A small rainbow flag is raised above heads. The people are facing away from the camera.
Mark Boss
/
Unsplash
The Pride Flag symbolizes all identities within the LGBTQ community. Intersectionality is the concept that one person can have mulitple identities to make up who they are.

A buzzword in today’s society is intersectionality. It describes how one person is made up of multiple identities. It includes things like race, ethnicity, sexual orientation and gender, among other things. All of those aspects make up a person.

For Fabio Vidal of Des Moines, he intersects as a Puerto Rican and as a gay man.

“There are these cultural archetypes that are created that are made to make people feel like if you are feminine or you have effeminate traits, you don’t belong or you don’t exist. So I feel like in the Latino community, it’s very often that everyone knows it’s there, but we just don’t talk about it,” Vidal said.

Vidal is both an apprentice tattoo artist and performs drag some nights. He said he found the ultimate freedom of expression in both of his jobs. Vidal said his mother is the one who instilled in him the confidence to show the world who he is.

Rafaela Vidal raised Fabio and his sister as a single mother. Vidal described her as a typical Latina mother. They went to church, participated in school activities and reflected Puerto Rican culture. 

Vidal said the church is initially what caused him to hesitate before coming out to his mother. The Vidal family went to the Church right after Iowa legalized same-sex marriage. Vidal feared his mother agreed with the Catholic Church’s stance on homosexuality.

“Christian faith is really important and really big in the Latino community. And so that also adds another element of pressure that can be hard to deal with," Vidal said.

This feeling is not uncommon for Latinos, according to Gabby Guerra Ceron.

“Coming out to your family and saying I’m gay or I’m lesbian or I’m bisexual, that is not an easy thing to do, right?" Guerra Ceron said. "Because you have your abuelitas and your aunts and uncles telling you that that’s not okay because of religion."

Guerra Ceron is the co-president of the Iowa Queer Communities of Color Coalition within the Iowa Department of Human Rights Office of Latino Affairs.
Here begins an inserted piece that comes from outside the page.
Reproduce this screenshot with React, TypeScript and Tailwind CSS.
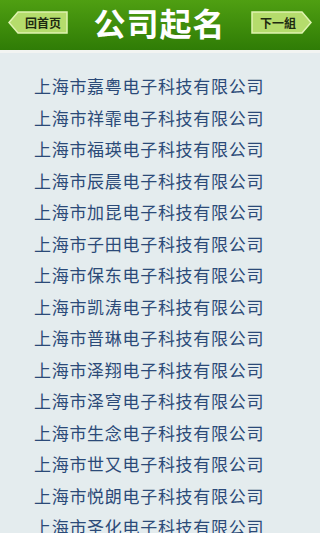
import React from 'react';

const names = [
  '嘉粤', '祥霏', '福瑛', '辰晨', '加昆', '子田', '保东', '凯涛',
  '普琳', '泽翔', '泽穹', '生念', '世又', '悦朗', '圣化',
];

function BackButton() {
  return (
    <svg width="60" height="23" viewBox="0 0 60 23" className="block">
      <path d="M10 1 H59 V22 H10 L1 11.5 Z" fill="#b5dc6c" stroke="#dff3b0" strokeWidth="1.5" />
      <text x="35" y="16.5" textAnchor="middle" fontSize="12" fontWeight="700" fill="#1e2a10" fontFamily="'Noto Sans CJK SC', sans-serif">回首页</text>
    </svg>
  );
}

function NextButton() {
  return (
    <svg width="61" height="23" viewBox="0 0 61 23" className="block">
      <path d="M1 1 H51 L60 11.5 L51 22 H1 Z" fill="#b5dc6c" stroke="#dff3b0" strokeWidth="1.5" />
      <text x="27" y="16.5" textAnchor="middle" fontSize="12" fontWeight="700" fill="#1e2a10" fontFamily="'Noto Sans CJK SC', sans-serif">下一組</text>
    </svg>
  );
}

export default function App() {
  return (
    <div className="w-[320px] h-[533px] overflow-hidden bg-[#e4ecee] font-['Noto_Sans_CJK_SC',sans-serif]">
      <header className="h-[50px] bg-gradient-to-b from-[#4f9f12] to-[#2f7c06] flex items-center justify-between px-[8px]">
        <div className="self-start mt-[11px]">
          <BackButton />
        </div>
        <h1 className="text-white text-[32px] font-bold leading-none tracking-[1px] -mt-[6px]">公司起名</h1>
        <div className="self-start mt-[11px]">
          <NextButton />
        </div>
      </header>
      <div className="h-[3px] bg-[#f2f4f2]" />
      <ul className="pt-[17px] pl-[34px] flex flex-col">
        {names.map((n) => (
          <li key={n} className="h-[31.5px] leading-[31.5px] text-[17px] tracking-[0.7px] text-[#2b4a78] whitespace-nowrap">
            上海市{n}电子科技有限公司
          </li>
        ))}
      </ul>
    </div>
  );
}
She said those who intersect between the queer community and the Latinx community face different obstacles than those in the white and queer community.

“I think one of the biggest things is that access to privilege if you are white, you have a certain level of privilege in different spaces that people of color are not afforded. And black and brown people do not have that,” Guerra Ceron said.
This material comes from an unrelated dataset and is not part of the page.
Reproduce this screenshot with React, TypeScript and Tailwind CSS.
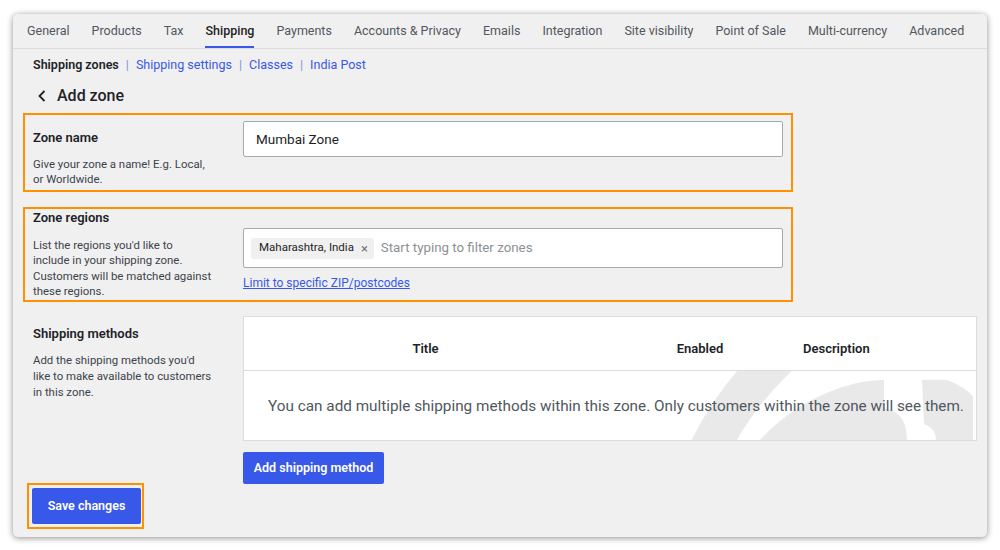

According to the Human Rights Campaign website, Latinx and LGBTQ individuals can face immigration and language barriers, but they are also more vulnerable to economic insecurity, violence, harassment and health inequity.
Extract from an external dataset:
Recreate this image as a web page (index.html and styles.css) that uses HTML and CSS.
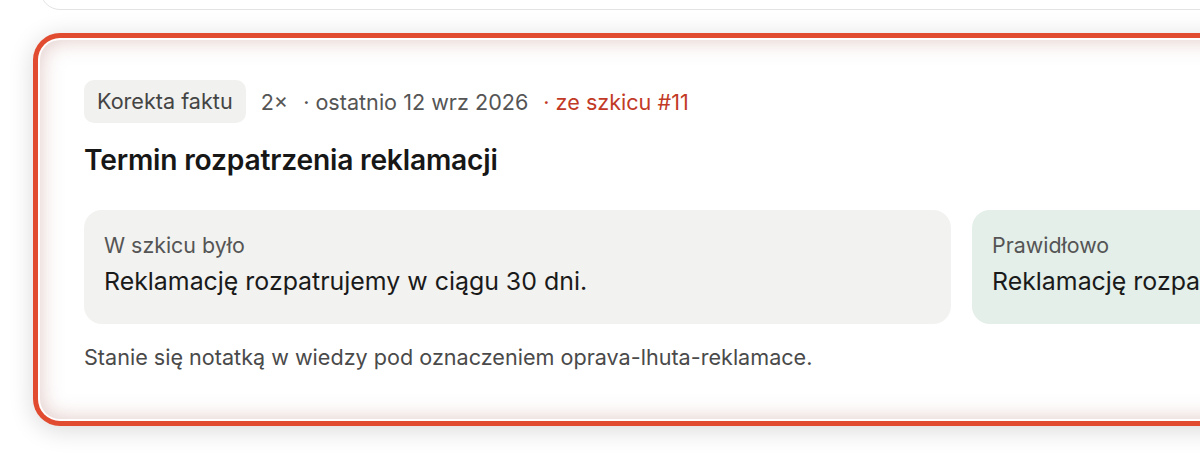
FILE: index.html
```html
<!DOCTYPE html>
<html lang="pl">
<head>
  <meta charset="UTF-8" />
  <title>Korekty faktów</title>
  <meta name="viewport" content="width=device-width, initial-scale=1.0">
  <link rel="stylesheet" href="styles.css">
</head>
<body>
  <div class="list">
    <!-- previous item, mostly scrolled away -->
    <div class="card card-prev"></div>

    <!-- highlighted item -->
    <div class="card card-active">
      <div class="meta">
        <span class="chip">Korekta faktu</span>
        <span class="count">2×</span>
        <span>· ostatnio 12 wrz 2026</span>
        <span class="source">· ze szkicu #11</span>
      </div>

      <h3 class="title">Termin rozpatrzenia reklamacji</h3>

      <div class="compare">
        <div class="box box-was">
          <div class="box-label">W szkicu było</div>
          <div class="box-text">Reklamację rozpatrujemy w ciągu 30 dni.</div>
        </div>
        <div class="box box-right">
          <div class="box-label">Prawidłowo</div>
          <div class="box-text">Reklamację rozpatrujemy w ciągu 14 dni.</div>
        </div>
      </div>

      <p class="note">Stanie się notatką w wiedzy pod oznaczeniem oprava-lhuta-reklamace.</p>
    </div>
  </div>
</body>
</html>
```

FILE: styles.css
```css
html, body {
  margin: 0;
  height: 100%;
  overflow: hidden;
}
body {
  background: #fff;
  color: #1b1b1b;
  font-family: "Inter", "Noto Sans", sans-serif;
}
.list {
  padding-left: 40px;
  display: flex;
  flex-direction: column;
  gap: 30px;
}
.card {
  width: 1843px;
  box-sizing: border-box;
  background: #fff;
  border-radius: 20px;
}
.card-prev {
  height: 70px;
  margin-top: -60px;
  border: 1.5px solid #e3e3e3;
}
.card-active {
  padding: 40px 44px 48px;
  box-shadow:
    inset 0 0 22px rgba(165, 95, 85, 0.34),
    0 0 0 2px #fff,
    0 0 0 7px #e14b2f,
    0 4px 24px 8px rgba(0, 0, 0, 0.14);
}
.meta {
  display: flex;
  align-items: center;
  gap: 15px;
  font-size: 21.6px;
  color: #555;
}
.chip {
  background: #f1f1ef;
  color: #444;
  padding: 8px 13px;
  line-height: 27px;
  border-radius: 10px;
}
.source {
  color: #c23a26;
}
.title {
  margin: 19px 0 0;
  font-size: 28.2px;
  line-height: 36px;
  font-weight: 600;
  color: #171717;
  letter-spacing: -0.2px;
}
.compare {
  display: grid;
  grid-template-columns: 1fr 1fr;
  gap: 21px;
  margin-top: 32px;
}
.box {
  border-radius: 18px;
  padding: 21px 20px 26px;
}
.box-was {
  background: #f2f2f0;
}
.box-right {
  background: #e3efe8;
}
.box-label {
  font-size: 21.4px;
  line-height: 28px;
  color: #555;
}
.box-text {
  margin-top: 5px;
  font-size: 24.9px;
  line-height: 34px;
  color: #1a1a1a;
}
.note {
  margin: 19px 0 0;
  font-size: 21.6px;
  line-height: 28px;
  color: #4a4a4a;
}
```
A 2019 data analysis by the Williams Institute of Law at the University of California, Los Angeles found 21 percent of the LGBT community are Latinx.

For Stephanie Jiles, she wanted to surround herself with more diversity. She grew up in a majority Latino and black community, but moved to Des Moines when she was 13 years old. She is a lesbian woman who said she is of mixed race, often confused for being Puerto Rican. So on the outside, she said she looks different than a "standard Iowan." She left Iowa when she was 19.

“I grew up used to being around all different kinds of people and it is a vital part of my life. I love diversity. I love being around different people. I love learning different cultures," Jiles said. "And I just didn’t find that in Iowa.”

Jiles admitted though that maybe she did not give Iowa the best chance. Fabio Vidal said Iowa, specifically Des Moines, was a great place to grow up, as the environment, with the help of his mom, taught him to express himself freely. But, there’s still some work to do.

“But I do also feel like we need people here to push the progressive movement forward because otherwise there's just going to be a lot more little gay boys and girls that are like, just dying to leave, you know, and they should be able to feel at home here and feel welcome here,” Fabio Vidal said after a long pause.